Well, for not studying, I've done a pretty good job on my tests thus far. 90 in anthropology and 94 in history. I was expecting a much lower grade in history, seeing as I'm terrible with names and because I didn't read the piece that the essay portion (30 pts out of 100 on test) was about. Quite frankly, I've never pulled words out of my arse at such a velocity. So, all that nonsense in AP English was good for something, eh?

Wednesday, September 22, 2004

When I began attempting my schoolwork, it was midnight. I had no internet, and Roomie was out driving around to get some things off her mind. When Roomie came back, I was still transfixed infront of my computer in this straightback chair, wondering when I would feel motivated enough to start working. That was 2am.

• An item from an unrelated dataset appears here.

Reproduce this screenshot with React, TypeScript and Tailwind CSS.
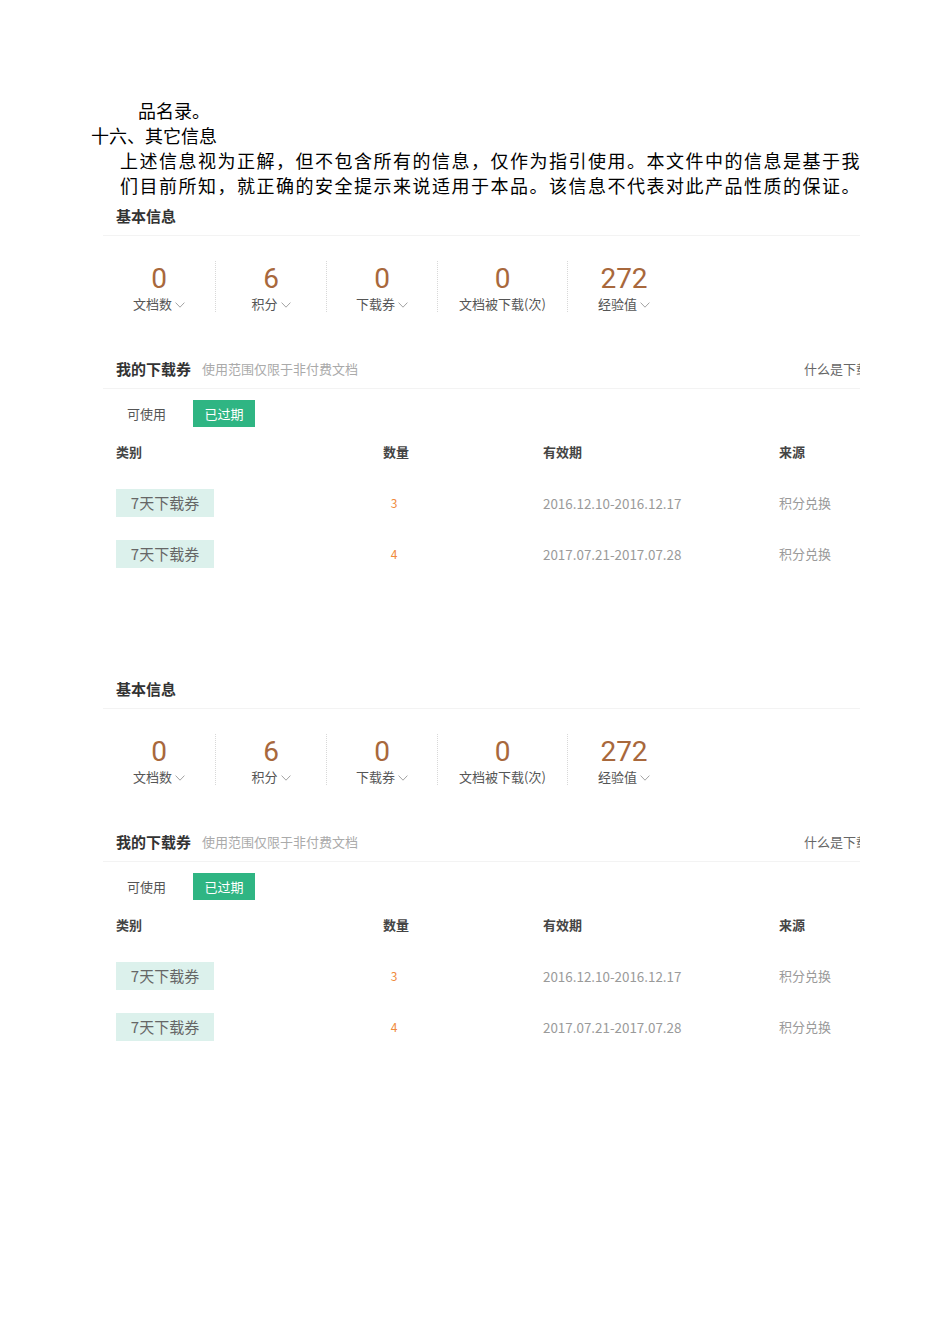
import React from "react";

const FONT = { fontFamily: '"Noto Sans CJK SC", "Noto Sans", sans-serif' };
const NUM_FONT = { fontFamily: 'Roboto, "Noto Sans", sans-serif' };

const stats = [
  { value: "0", label: "文档数", arrow: true, w: "w-[112px]" },
  { value: "6", label: "积分", arrow: true, w: "w-[111px]" },
  { value: "0", label: "下载券", arrow: true, w: "w-[111px]" },
  { value: "0", label: "文档被下载(次)", arrow: false, w: "w-[130px]" },
  { value: "272", label: "经验值", arrow: true, w: "w-[113px]" },
];

const tickets = [
  { name: "7天下载券", count: "3", period: "2016.12.10-2016.12.17", source: "积分兑换" },
  { name: "7天下载券", count: "4", period: "2017.07.21-2017.07.28", source: "积分兑换" },
];

function Chevron() {
  return (
    <svg width="10" height="6" viewBox="0 0 10 6" className="ml-[3px] mt-[1px]">
      <polyline points="0.6,0.6 5,5.2 9.4,0.6" fill="none" stroke="#999" strokeWidth="0.9" />
    </svg>
  );
}

function Section() {
  return (
    <div className="ml-[103px] w-[757px] overflow-hidden">
      <div className="flex h-[38px] items-center border-b border-[#f3f3f3] pl-[13px] text-[15px] font-bold text-[#333]">
        基本信息
      </div>

      <div className="mt-[25px] flex">
        {stats.map((s, i) => (
          <div
            key={i}
            className={`${s.w} flex h-[51px] flex-col items-center pt-[2px] ${i > 0 ? "border-l border-dotted border-[#d8d8d8]" : ""}`}
          >
            <div className="text-[28px] leading-[32px] text-[#a8683c]" style={NUM_FONT}>
              {s.value}
            </div>
            <div className="mt-[1px] flex items-center text-[13px] leading-[16px] text-[#555]">
              {s.label}
              {s.arrow && <Chevron />}
            </div>
          </div>
        ))}
      </div>

      <div className="mt-[38px] flex h-[39px] items-center border-b border-[#f3f3f3] pl-[13px] whitespace-nowrap">
        <span className="text-[15px] font-bold text-[#333]">我的下载券</span>
        <span className="ml-[11px] text-[13px] text-[#aaa]">使用范围仅限于非付费文档</span>
        <span className="ml-auto mr-[-22px] text-[13px] text-[#666]">什么是下载券</span>
      </div>

      <div className="mt-[11px] flex h-[27px] items-center pl-[24px] text-[13px]">
        <span className="text-[#555]">可使用</span>
        <span className="ml-[27px] flex h-[27px] w-[62px] items-center justify-center bg-[#2fb583] text-white">
          已过期
        </span>
      </div>

      <div className="mt-[15px] flex h-[20px] items-center text-[13px] font-bold text-[#444]">
        <span className="w-[280px] pl-[13px]">类别</span>
        <span className="w-[160px]">数量</span>
        <span className="w-[236px]">有效期</span>
        <span>来源</span>
      </div>

      <div className="mt-[27px] flex flex-col gap-[23px]">
        {tickets.map((t, i) => (
          <div key={i} className="flex h-[28px] items-center">
            <div className="w-[280px] pl-[13px]">
              <span className="flex h-[28px] w-[98px] items-center justify-center bg-[#dcf1ec] text-[15px] text-[#666]">
                {t.name}
              </span>
            </div>
            <span className="w-[160px]">
              <span className="block w-[22px] text-center text-[12px] text-[#f08a3c]">{t.count}</span>
            </span>
            <span className="w-[236px] text-[13.4px] text-[#9a9a9a]">{t.period}</span>
            <span className="text-[13px] text-[#9a9a9a]">{t.source}</span>
          </div>
        ))}
      </div>
    </div>
  );
}

export default function App() {
  return (
    <div className="min-h-[1344px] w-[950px] bg-white pt-[98px]" style={FONT}>
      <div className="pl-[91px] text-[18px] leading-[25px] text-black">
        <div className="pl-[47px]">品名录。</div>
        <div>十六、其它信息</div>
        <div className="pl-[29px] tracking-[1.5px] whitespace-nowrap">
          <div>上述信息视为正解，但不包含所有的信息，仅作为指引使用。本文件中的信息是基于我</div>
          <div>们目前所知，就正确的安全提示来说适用于本品。该信息不代表对此产品性质的保证。</div>
        </div>
      </div>
      <div>
        <Section />
      </div>
      <div className="mt-[103px]">
        <Section />
      </div>
    </div>
  );
}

I welcomed her "home". And I asked her about things that have been happening. And that led to a chat in which she sat on my bed. And I sat in my straightback chair. We chatted about art-movies-music-books-men-religion-homesickness-travel-etc., and when I expressed my worry that she wouldn't get enough sleep, she assured me that she would skip her first two classes tomorrow anyway. We finally exhausted ourselves of topics at 4am, saying goodnight as we shut our doors.

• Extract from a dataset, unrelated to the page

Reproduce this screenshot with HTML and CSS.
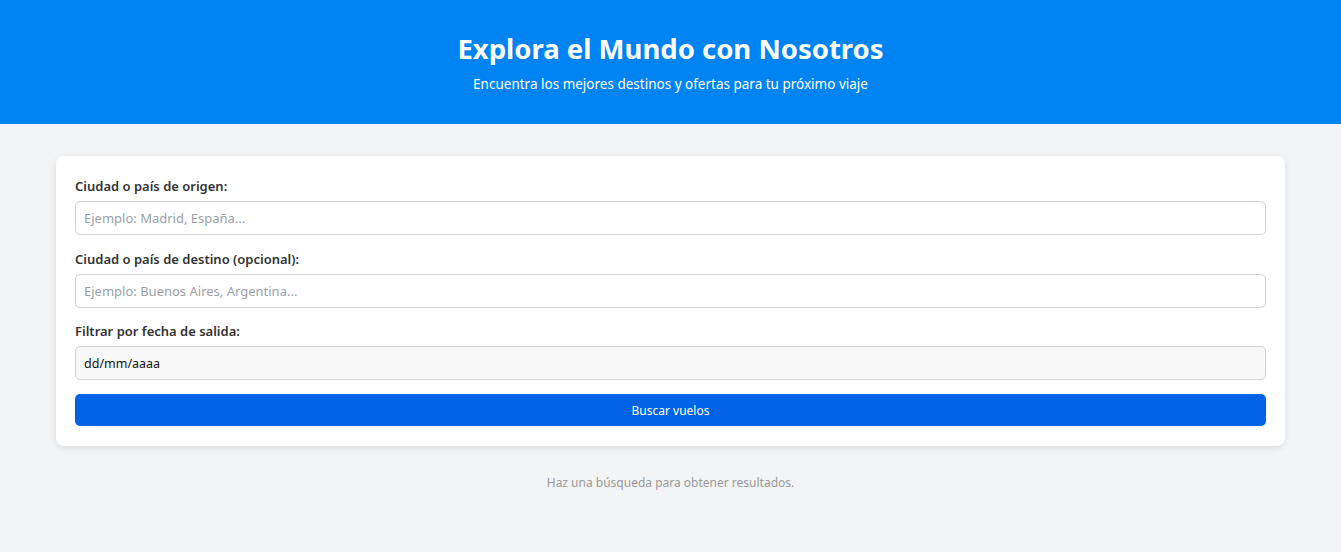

I am sitting in my straightback chair. I sorely want to go to sleep. I still have work to do.

2 more days until the weekend.

[Edit @ 2:28pm -- Roomie's brother went to Wal-Mart at midnight the day before the Star Wars dvds came out to wait for them to stock it, and now we have a set too :)]

Saturday, September 18, 2004

I hate waking so up so early on a Saturday. My mom called around 9 to ask me about a bunch of credit card charges. Argh. I can't go back to sleep.

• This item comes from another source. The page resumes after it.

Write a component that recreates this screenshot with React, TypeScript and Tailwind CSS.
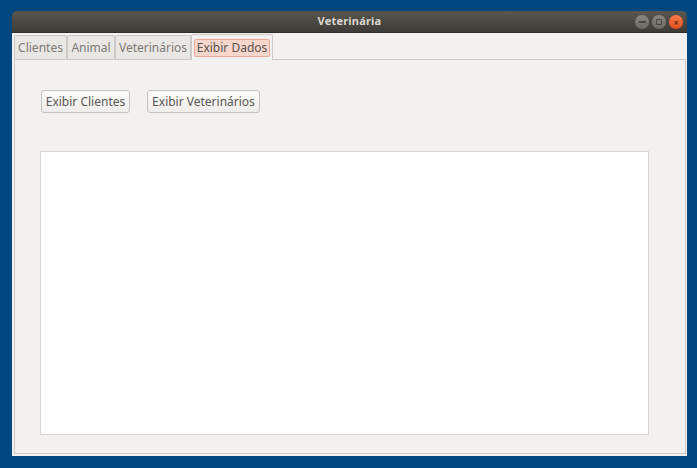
export default function App() {
  const tabs = ['Clientes', 'Animal', 'Veterinários'];
  const tabW = ['w-[53px]', 'w-[48px]', 'w-[76px]'];
  return (
    <div className="w-[697px] h-[468px] bg-[#00477f] pt-[11px] pl-[12px] font-['Noto_Sans','DejaVu_Sans',sans-serif]">
      <div className="w-[675px] h-[445px] flex flex-col rounded-t-[5px] overflow-hidden">
        {/* title bar */}
        <div className="relative h-[22px] bg-gradient-to-b from-[#5a5750] to-[#3d3b37] flex items-center justify-center border-b border-[#2f2e2b]">
          <span className="text-[11px] font-bold text-[#dcd8d0] tracking-[0.2px]">Veterinária</span>
          <div className="absolute right-[4px] top-[4px] flex gap-[3px]">
            <span className="w-[14px] h-[14px] rounded-full bg-gradient-to-b from-[#8a8780] to-[#6b6963] flex items-center justify-center">
              <span className="w-[7px] h-[2px] bg-[#4a4844]" />
            </span>
            <span className="w-[14px] h-[14px] rounded-full bg-gradient-to-b from-[#8a8780] to-[#6b6963] flex items-center justify-center">
              <span className="w-[6px] h-[6px] border border-[#4a4844] rounded-[1px]" />
            </span>
            <span className="w-[14px] h-[14px] rounded-full bg-gradient-to-b from-[#f77a4a] to-[#e54b1c] flex items-center justify-center text-[9px] leading-none text-[#6a2a12] font-bold">
              ×
            </span>
          </div>
        </div>
        {/* content */}
        <div className="flex-1 bg-[#f2f1f0] flex flex-col pl-[2px] pr-[1px] pb-[2px]">
          <div className="h-[26px] flex items-end">
            {tabs.map((t, i) => (
              <div
                key={t}
                className={`${tabW[i]} h-[24px] border border-b-0 border-[#cdc9c4] bg-[#e9e7e4] rounded-t-[2px] flex items-center justify-center text-[12px] text-[#7c7a76]`}
              >
                {t}
              </div>
            ))}
            <div className="w-[82px] h-[26px] -mb-[1px] relative z-10 border border-b-0 border-[#cdc9c4] bg-[#f2f1f0] rounded-t-[2px] flex items-center justify-center">
              <span className="h-[18px] px-[2px] bg-[#f8d6cc] border border-[#eba897] rounded-[2px] flex items-center text-[12px] text-[#57534f]">
                Exibir Dados
              </span>
            </div>
          </div>
          <div className="flex-1 border border-[#cdc9c4] bg-[#f2f1f0] flex flex-col pl-[25px] pt-[30px]">
            <div className="flex gap-[17px] pl-[1px]">
              <button className="w-[89px] h-[23px] rounded-[3px] border border-[#c6c2bd] bg-gradient-to-b from-[#fbfbfa] to-[#eeedeb] text-[12px] text-[#5a5753] flex items-center justify-center">
                Exibir Clientes
              </button>
              <button className="w-[113px] h-[23px] rounded-[3px] border border-[#c6c2bd] bg-gradient-to-b from-[#fbfbfa] to-[#eeedeb] text-[12px] text-[#5a5753] flex items-center justify-center">
                Exibir Veterinários
              </button>
            </div>
            <div className="mt-[38px] w-[609px] h-[284px] bg-white border border-[#d8d5d1]" />
          </div>
        </div>
      </div>
    </div>
  );
}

This week has been absolute hell, to be absolutely honest. I've been running all over the place, but nothing seems to get done. The only place in which could take solace (internet) is doing a half-ass job at connecting. I can see people online on my list, but I can't get their user info, away message, or send messages. I can use explorer, but it can only manage one window. I love my 2 friends here, I really do, but I'm lonely. There's a guy out there making a lightshow of himself with green glowsticks. I only have one pink one without string; that's one more thing I need to buy over the weekend. I've got an essay to write in English, an excavation excercise in archaeology, and 5 essays to re-read in detail for random essays on next week's history test.

Song Today? Yesterday? (Shit, who cares): Heatwave by Martha and the Vandellas

Sunday, September 12, 2004

I should be writing my essay and studying flashcards ... mm, yogurt.

Tuesday, September 07, 2004

The internet connection here is harder to predict than my mother's mood. It didn't work for two days in a row since I've come back, and it works perfectly now. Bitch.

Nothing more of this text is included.